*PROBLEM TO WORK ON*.
Each line of the material below that holds the word "index" needs to be copied.

(Web page code records)
##########

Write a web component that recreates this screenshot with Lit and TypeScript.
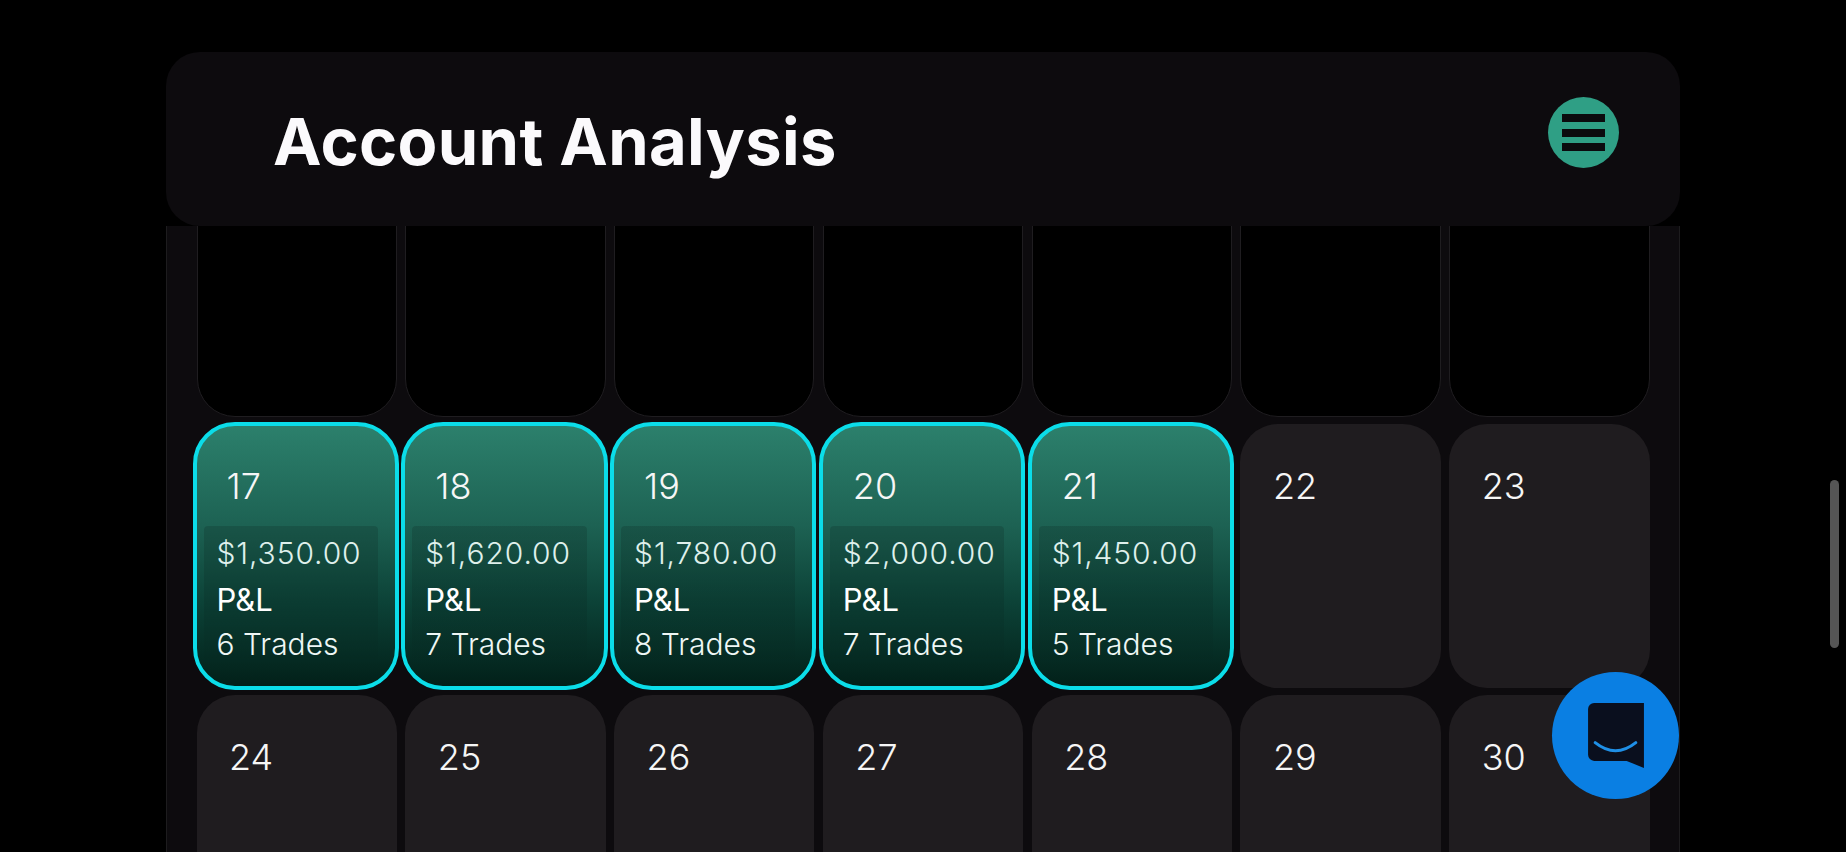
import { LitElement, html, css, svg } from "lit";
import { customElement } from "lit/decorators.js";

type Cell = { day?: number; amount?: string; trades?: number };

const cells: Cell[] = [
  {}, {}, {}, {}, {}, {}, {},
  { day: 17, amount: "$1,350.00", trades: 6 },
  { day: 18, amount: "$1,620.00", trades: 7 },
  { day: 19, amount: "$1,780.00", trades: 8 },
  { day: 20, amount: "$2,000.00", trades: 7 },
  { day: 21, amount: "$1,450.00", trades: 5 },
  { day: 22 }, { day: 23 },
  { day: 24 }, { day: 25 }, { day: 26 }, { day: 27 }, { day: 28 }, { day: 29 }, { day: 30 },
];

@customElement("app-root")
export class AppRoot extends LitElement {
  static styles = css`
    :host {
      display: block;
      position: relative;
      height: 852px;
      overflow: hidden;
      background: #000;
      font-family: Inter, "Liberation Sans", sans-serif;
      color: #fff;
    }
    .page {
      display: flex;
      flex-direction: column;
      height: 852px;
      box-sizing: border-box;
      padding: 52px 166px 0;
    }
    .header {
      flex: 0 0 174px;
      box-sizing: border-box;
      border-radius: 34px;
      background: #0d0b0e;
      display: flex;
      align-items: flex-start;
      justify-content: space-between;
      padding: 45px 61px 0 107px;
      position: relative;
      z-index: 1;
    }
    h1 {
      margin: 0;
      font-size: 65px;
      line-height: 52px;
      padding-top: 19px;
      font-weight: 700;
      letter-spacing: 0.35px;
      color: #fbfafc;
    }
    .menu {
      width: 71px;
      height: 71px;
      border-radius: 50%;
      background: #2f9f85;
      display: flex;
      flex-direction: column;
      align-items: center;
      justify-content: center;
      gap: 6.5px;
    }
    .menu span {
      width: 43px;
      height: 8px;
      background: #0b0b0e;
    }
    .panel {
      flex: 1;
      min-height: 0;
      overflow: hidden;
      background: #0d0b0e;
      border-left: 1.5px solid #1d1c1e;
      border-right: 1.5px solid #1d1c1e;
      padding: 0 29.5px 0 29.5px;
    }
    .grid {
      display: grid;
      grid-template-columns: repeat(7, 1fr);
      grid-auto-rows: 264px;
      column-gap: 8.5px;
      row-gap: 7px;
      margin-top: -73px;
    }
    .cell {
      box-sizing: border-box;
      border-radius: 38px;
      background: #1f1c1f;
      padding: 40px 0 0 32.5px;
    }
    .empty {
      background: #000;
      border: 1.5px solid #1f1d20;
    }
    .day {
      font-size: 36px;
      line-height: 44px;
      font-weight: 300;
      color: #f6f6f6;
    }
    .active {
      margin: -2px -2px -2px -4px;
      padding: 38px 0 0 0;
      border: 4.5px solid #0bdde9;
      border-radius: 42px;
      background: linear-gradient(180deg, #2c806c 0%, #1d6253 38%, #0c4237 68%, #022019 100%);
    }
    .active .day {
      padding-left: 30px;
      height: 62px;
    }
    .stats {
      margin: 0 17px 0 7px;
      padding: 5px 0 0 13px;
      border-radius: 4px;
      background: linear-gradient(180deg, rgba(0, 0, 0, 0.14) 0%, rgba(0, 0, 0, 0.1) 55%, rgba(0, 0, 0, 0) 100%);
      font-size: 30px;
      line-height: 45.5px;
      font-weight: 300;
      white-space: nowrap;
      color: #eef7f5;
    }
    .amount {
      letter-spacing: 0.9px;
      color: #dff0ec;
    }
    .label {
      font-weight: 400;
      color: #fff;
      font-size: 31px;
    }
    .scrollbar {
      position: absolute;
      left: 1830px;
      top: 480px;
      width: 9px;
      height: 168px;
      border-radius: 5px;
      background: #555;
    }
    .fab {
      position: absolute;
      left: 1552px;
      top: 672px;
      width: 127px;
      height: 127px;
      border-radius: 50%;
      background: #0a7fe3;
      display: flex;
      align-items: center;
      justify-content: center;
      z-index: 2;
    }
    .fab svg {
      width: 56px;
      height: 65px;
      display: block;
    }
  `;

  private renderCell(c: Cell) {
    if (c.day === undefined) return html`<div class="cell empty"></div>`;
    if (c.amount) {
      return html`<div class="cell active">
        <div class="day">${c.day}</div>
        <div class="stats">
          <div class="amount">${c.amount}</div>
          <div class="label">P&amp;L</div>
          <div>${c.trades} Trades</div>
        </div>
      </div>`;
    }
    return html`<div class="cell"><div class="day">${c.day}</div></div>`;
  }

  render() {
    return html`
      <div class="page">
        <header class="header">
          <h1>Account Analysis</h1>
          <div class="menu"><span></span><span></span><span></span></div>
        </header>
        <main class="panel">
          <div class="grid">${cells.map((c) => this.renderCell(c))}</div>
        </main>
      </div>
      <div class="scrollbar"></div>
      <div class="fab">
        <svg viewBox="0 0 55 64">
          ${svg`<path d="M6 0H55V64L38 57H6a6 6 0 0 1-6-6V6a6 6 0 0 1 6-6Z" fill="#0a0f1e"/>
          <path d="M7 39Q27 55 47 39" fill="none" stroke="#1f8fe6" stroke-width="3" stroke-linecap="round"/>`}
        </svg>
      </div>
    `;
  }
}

##########

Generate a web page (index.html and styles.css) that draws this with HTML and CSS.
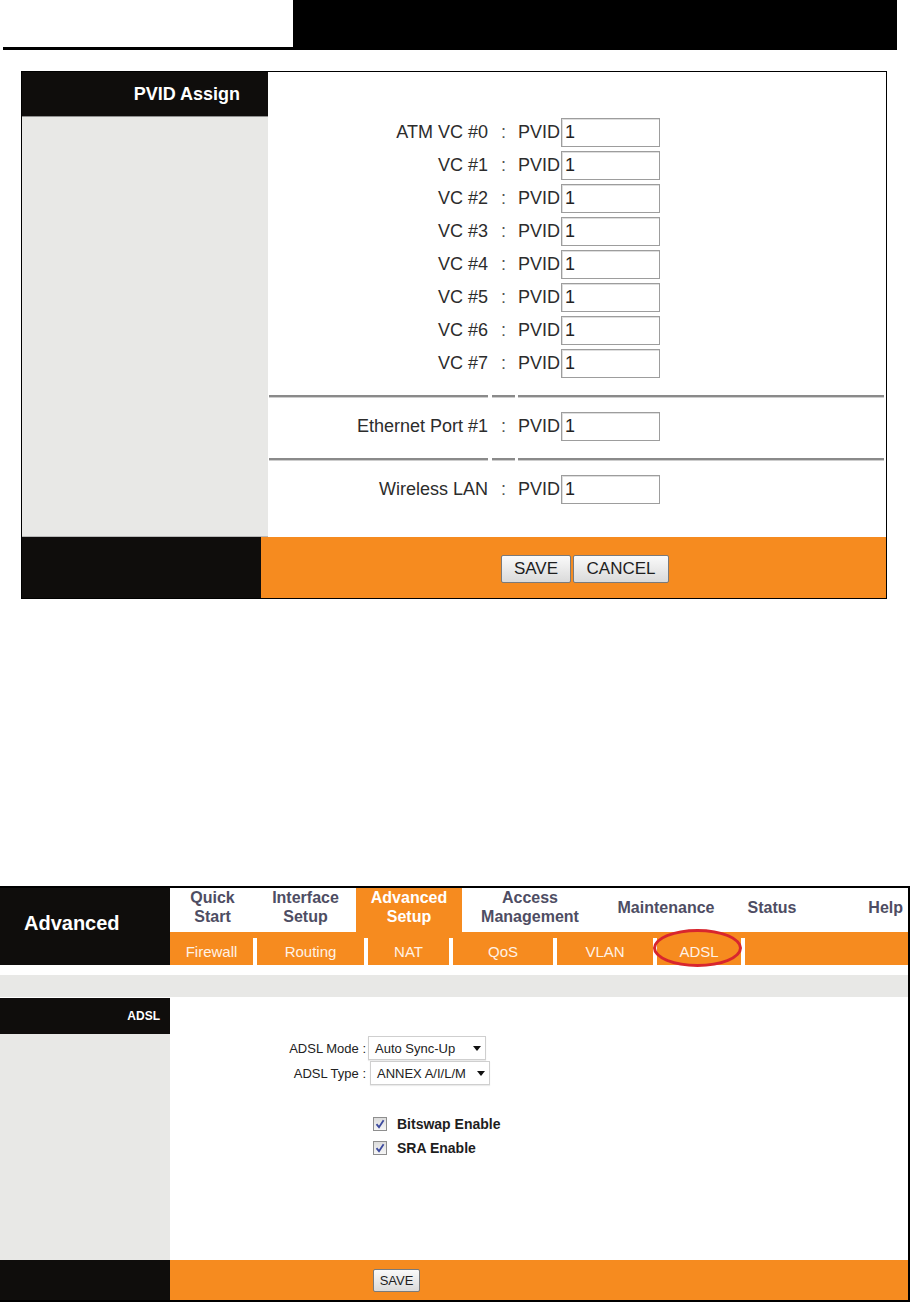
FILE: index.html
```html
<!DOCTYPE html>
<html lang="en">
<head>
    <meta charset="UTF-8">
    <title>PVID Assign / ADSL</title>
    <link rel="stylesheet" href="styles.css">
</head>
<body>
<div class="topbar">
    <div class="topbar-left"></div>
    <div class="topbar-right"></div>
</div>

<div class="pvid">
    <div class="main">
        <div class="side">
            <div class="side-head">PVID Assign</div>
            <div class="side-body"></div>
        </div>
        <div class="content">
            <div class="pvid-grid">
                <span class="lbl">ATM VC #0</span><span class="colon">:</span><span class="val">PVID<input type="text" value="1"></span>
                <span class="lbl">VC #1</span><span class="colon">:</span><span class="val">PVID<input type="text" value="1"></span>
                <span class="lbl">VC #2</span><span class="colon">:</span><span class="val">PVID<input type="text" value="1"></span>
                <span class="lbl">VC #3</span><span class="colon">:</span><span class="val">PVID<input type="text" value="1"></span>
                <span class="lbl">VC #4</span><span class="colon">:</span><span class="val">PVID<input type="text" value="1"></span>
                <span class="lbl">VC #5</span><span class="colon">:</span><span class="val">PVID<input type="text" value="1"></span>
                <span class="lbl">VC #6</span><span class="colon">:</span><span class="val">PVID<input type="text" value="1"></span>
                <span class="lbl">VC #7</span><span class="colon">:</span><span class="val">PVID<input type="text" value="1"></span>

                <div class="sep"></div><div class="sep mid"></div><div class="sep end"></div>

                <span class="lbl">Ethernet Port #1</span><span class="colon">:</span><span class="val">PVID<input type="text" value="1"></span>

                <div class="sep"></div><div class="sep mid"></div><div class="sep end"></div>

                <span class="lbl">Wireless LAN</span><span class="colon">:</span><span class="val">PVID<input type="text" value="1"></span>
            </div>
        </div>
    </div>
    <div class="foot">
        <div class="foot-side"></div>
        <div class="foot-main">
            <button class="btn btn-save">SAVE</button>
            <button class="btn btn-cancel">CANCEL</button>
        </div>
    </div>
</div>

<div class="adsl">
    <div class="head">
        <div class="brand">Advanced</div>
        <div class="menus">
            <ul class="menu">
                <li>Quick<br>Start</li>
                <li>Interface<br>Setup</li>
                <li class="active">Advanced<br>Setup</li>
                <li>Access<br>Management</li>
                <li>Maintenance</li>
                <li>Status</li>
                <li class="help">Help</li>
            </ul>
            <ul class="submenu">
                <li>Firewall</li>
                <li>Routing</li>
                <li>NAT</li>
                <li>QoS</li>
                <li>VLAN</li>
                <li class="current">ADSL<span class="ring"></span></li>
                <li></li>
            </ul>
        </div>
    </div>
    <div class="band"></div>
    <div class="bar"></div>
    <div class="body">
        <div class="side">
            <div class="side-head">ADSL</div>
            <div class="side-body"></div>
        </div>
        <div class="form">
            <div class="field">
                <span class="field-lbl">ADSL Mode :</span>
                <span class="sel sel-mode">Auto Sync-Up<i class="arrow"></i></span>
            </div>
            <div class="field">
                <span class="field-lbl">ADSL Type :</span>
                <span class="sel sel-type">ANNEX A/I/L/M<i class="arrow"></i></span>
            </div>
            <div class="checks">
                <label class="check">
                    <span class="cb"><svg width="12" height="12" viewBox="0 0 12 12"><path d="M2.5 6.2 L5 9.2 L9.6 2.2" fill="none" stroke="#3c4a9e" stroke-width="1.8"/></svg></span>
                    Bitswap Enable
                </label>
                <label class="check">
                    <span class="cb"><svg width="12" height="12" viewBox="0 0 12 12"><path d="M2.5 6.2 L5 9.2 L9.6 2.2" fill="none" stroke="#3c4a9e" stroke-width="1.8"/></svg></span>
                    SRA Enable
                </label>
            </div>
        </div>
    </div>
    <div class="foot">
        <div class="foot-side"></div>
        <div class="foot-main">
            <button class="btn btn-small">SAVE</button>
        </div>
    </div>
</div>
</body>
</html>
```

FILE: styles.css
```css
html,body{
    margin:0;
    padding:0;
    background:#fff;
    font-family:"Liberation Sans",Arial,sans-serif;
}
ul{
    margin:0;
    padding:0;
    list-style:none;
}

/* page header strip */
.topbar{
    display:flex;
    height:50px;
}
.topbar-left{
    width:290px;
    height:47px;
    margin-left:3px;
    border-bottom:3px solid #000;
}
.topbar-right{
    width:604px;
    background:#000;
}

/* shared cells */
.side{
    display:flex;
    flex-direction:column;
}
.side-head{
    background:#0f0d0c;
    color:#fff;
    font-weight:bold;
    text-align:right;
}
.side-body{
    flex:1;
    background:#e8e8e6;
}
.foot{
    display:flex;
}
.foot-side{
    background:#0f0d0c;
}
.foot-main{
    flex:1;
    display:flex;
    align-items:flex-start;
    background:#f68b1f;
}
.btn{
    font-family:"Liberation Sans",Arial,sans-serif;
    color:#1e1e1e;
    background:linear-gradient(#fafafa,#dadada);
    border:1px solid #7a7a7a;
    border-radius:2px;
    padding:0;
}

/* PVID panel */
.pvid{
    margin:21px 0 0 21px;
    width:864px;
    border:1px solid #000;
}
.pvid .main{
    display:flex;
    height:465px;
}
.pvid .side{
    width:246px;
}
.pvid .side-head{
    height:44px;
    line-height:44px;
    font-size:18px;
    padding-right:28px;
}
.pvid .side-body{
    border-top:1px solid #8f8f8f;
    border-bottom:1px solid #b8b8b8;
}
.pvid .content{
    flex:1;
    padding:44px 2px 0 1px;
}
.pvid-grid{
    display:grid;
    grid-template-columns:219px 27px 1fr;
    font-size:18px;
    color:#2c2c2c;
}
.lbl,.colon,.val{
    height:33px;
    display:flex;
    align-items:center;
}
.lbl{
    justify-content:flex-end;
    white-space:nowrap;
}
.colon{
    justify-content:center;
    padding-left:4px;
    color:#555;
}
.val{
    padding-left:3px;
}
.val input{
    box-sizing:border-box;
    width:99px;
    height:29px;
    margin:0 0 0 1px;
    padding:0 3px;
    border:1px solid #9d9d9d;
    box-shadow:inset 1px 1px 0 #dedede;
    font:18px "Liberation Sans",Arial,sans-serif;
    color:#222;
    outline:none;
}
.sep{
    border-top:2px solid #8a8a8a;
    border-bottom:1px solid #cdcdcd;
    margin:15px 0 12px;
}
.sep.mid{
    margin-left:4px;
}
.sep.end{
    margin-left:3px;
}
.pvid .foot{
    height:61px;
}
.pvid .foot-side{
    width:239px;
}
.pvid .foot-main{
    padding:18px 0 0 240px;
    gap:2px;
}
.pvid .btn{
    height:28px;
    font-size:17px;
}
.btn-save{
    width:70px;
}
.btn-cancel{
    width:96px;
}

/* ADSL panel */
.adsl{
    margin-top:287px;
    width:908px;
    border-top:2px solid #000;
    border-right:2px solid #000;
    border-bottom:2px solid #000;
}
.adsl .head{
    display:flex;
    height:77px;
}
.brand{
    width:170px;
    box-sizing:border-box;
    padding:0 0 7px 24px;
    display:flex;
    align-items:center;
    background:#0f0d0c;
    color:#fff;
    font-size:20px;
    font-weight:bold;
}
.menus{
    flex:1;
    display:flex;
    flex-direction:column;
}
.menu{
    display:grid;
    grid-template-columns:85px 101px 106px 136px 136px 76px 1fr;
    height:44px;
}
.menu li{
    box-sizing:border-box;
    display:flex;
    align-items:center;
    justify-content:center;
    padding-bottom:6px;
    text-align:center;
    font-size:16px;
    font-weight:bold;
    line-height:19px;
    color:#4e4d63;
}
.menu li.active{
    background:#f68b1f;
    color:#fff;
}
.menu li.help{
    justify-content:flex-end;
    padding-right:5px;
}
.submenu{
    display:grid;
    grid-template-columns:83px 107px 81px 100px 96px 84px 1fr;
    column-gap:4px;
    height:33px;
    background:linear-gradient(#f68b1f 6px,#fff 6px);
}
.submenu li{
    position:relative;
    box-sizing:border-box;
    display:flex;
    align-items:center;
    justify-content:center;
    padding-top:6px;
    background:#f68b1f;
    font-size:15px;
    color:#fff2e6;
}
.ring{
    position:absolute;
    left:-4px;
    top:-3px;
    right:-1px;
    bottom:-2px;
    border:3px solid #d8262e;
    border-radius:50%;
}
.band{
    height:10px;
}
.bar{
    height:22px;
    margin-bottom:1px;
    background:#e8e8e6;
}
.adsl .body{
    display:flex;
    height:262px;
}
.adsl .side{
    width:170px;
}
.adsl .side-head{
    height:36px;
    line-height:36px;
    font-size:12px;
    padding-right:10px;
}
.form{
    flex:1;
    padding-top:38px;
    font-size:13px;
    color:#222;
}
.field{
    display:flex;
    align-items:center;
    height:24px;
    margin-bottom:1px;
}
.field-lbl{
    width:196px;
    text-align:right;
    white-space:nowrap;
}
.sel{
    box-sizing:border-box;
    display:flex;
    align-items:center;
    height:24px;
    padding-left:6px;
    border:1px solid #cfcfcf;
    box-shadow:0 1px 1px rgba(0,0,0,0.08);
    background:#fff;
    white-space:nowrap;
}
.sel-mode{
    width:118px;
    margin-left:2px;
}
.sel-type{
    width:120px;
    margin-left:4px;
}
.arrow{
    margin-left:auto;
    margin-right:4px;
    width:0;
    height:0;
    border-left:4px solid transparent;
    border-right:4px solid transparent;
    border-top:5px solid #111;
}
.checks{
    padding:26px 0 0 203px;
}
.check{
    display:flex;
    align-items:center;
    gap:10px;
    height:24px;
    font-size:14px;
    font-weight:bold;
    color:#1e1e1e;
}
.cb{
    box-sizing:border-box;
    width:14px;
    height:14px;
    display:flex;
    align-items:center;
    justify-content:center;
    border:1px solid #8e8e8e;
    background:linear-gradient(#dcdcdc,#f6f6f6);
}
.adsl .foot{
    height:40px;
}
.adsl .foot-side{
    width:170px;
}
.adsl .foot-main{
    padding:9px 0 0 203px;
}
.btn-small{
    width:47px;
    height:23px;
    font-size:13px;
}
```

##########

*RESULT*.
      z-index: 1;
      z-index: 2;
Generate a web page (index.html and styles.css) that draws this with HTML and CSS.
FILE: index.html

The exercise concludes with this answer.